Baskaran observes that, even from the first decade of Tamil talkies (1931-1941), when more than 240 films were made, only about 15 have survived. Interestingly, Marthanda Varma, made in 1931 (produced by Sunder Raj and directed by P.V. Rao), survived not due to any archival effort but for a legal imbroglio: after its initial screening, the film was confiscated following a copyright case filed by the publisher of the book on which the film was based. Decades later, in 1974, the film was salvaged from a book depot in Thiruvananthapuram; but only 7,915 out of the 11,905 feet of the film managed to survive.
This is how Shivendra Singh Dungarpur, who set up Film Heritage Foundation in 2014, traces the troubling statistics of our celluloid legacy: “Of the 1,338 silent films made in India, just 29 survive, many in fragments, some as short as 149 feet. Of the 124 films and 38 documentaries produced by the film industry in Chennai, only one film survives - Marthanda Varma (1931). By 1950, we had lost 70-80% of our films. This is excluding the numerous missing short films, animation films, television programmes, advertising commercials, home movies, etc., often forgotten in the shadow of the silver screen, but as important, and the fabric of our visual history.”
“There is something very wrong with the way we are taught to dismiss the art of seeing as something ephemeral and negligible,” said Martin Scorsese. But apart from the general apathy towards cinema as a vulgar mass art, unworthy of serious attention leave alone preservation and archiving, several other factors have contributed to the sad state of affairs. The sheer diversity, quantum and locations of production scattered across the country have proved to be a major hurdle.

On the scrap heap

The nature of the film stock itself was film’s worst enemy: its nitrate content was prone to rapid deterioration in tropical climates, and most film reels were scrapped and destroyed to salvage the silver content. After films completed their run in the theatres, they were forgotten and left to decay, or found their way to the scrap market. Many nitrate films were destroyed by fires at vaults, studios or even during projection. Even the more stable and non-inflammable cellulose acetate ‘safety films’ that came later are prone to decay if not stored in humidity- and temperature-controlled conditions.
While conscious, committed, institutional efforts to preserve films were slow to evolve, technological shifts helped to salvage them to a great extent. The advent of video technologies popularised the circulation of films through VHS cassettes, thus extending their lives. The advent of television spurred a new demand for old movies and, in turn, their transfer to video formats. The digital revolution that followed offered cheaper and easier storage formats like VCD and DVDs. Finally, the emergence of Internet platforms and sharing modes such as YouTube and torrents endlessly replicated whatever was left of films and made them available in the public domain. But the flip side of this quantum leap was the loss of quality and care for fidelity, leading to low-resolution reproductions and truncated versions.
According to Scorsese, the terms ‘preservation’ and ‘restoration’ are being indiscriminately appropriated by marketing experts “who know nothing about preservation itself but are aware of the economic potential of its public appeal.
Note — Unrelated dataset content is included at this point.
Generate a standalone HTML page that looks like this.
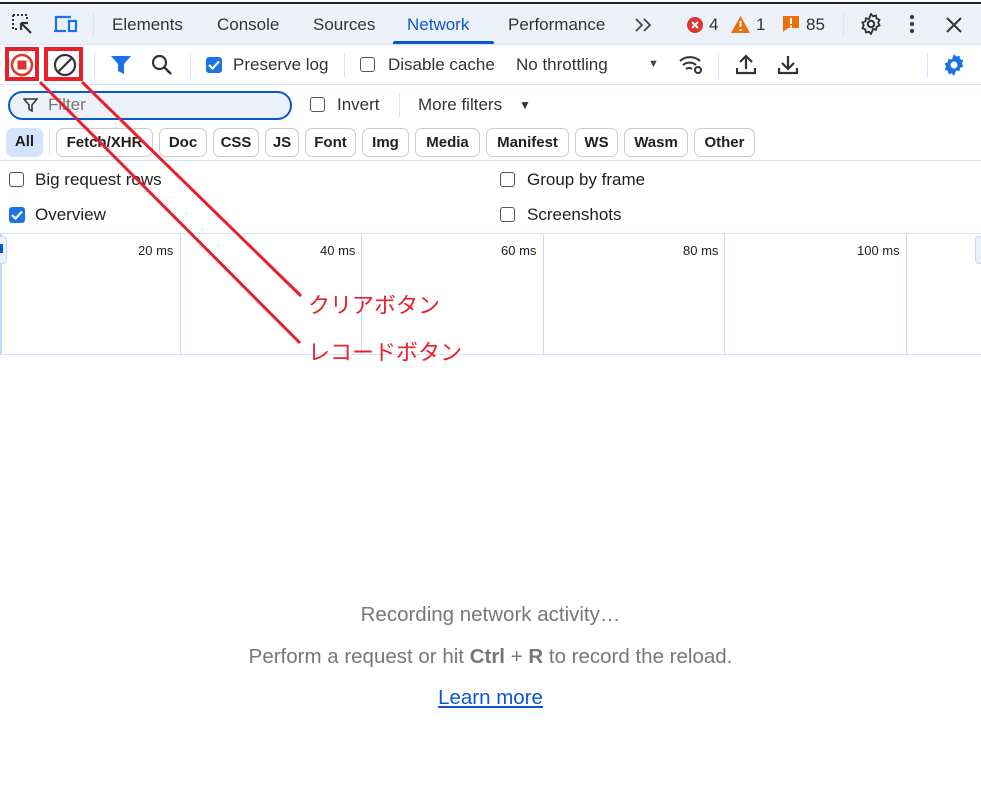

Many of the films made available today through electronic media are misleadingly hailed as ‘restored’, while nothing really has been done to enhance their chances to be brought to posterity.”

How to choose

Added to this is the problem of choosing which films to preserve. When there is a trade-off between the number of films and resources at hand, issues such as prioritisation, its criteria, agency, and timeline emerge. Even though FIAF’s (International Federation of Film Archives) 70th Anniversary Film Manifesto pleads, ‘Don’t Throw Away Film’ and considers every scrap of film as a visual document to be preserved for posterity, one can’t expect state institutions to be fired by such passion or inclusivity.
When priorities for preservation and restoration are set - like age, awards, critical acclaim, historical importance, and material condition - films that do not ‘qualify’ fall outside the scanner. In the process, works that were ‘ahead of their time’ may lose their only chance of survival. Political dispositions and biases of the state can also lead to ‘selective preservation’, which could relegate oppositional voices to oblivion. The essential precondition for proper restoration is the availability of the film material - good quality negatives or prints that are kept in temperature-controlled environments. Considering the number of films made in India, the facilities available are minuscule. As old technologies fade out, the basic production processes also disappear - for instance, the facilities for photochemical processes have become non-existent now. Added to this is the indifference of even the established production houses and banners towards preservation.
Even more tragic is the case of independent and experimental filmmakers. Most of their works were made on shoestring budgets raised through informal and personal sources of finance; they seldom had any established producer/ production house or even a permanent office address to follow up on the negatives kept in laboratories. Whenever there is pressure on storage space, or a shift in technology, the negatives and prints of these ‘orphaned’ films are the first casualty. As a result, the negatives of films of even the most eminent filmmakers in the country are not available for restoration.

New initiatives

One major initiative in the recent past is the establishment of the National Film Heritage Mission under NFAI that seeks to preserve, digitise and restore India’s cinematic heritage. The Mission has ambitious plans to conserve around 1,50,000 reels of film, digitise around 3,500 films and sound tracks, and restore around 2,000 landmark films. But the stupendous, costly and complex task of preserving India’s film heritage calls for more financial and technological resources, public-private partnerships, and curatorial synergies. It also requires coordinated and sustained involvement on the part of the film industry, film historians, curators and professional organisations in the field, and for international partnerships to bring in state-of-the-art know-how.
In recent decades, there have been a couple of significant initiatives in the non-state sector. One sterling instance is the independent digital repository Indiancine.ma that blends archival passion, historical perspective, and academic vision to create a very rich digital collection of Indian films. The other is Dungarpur’s Foundation. After Kummatty, the plan is to restore another Aravindan classic, Thampu, as well as Satyajit Ray’s Aranyer Din Ratri and Shyam Benegal’s Mandi.
But much more needs to be done. And it is a colossal task in a vast, vibrant and active film culture, where around 2,000 films are produced every year in as many as 45 languages. The diversity in centres of production, trade practices, platforms of exhibition, and modes of reception make the picture even more complex.
It is already too late, and if we don’t act right away, the most vibrant celluloid heritage in the world, and more importantly, one of the richest visual archives of our life, land and culture, will disappear forever'.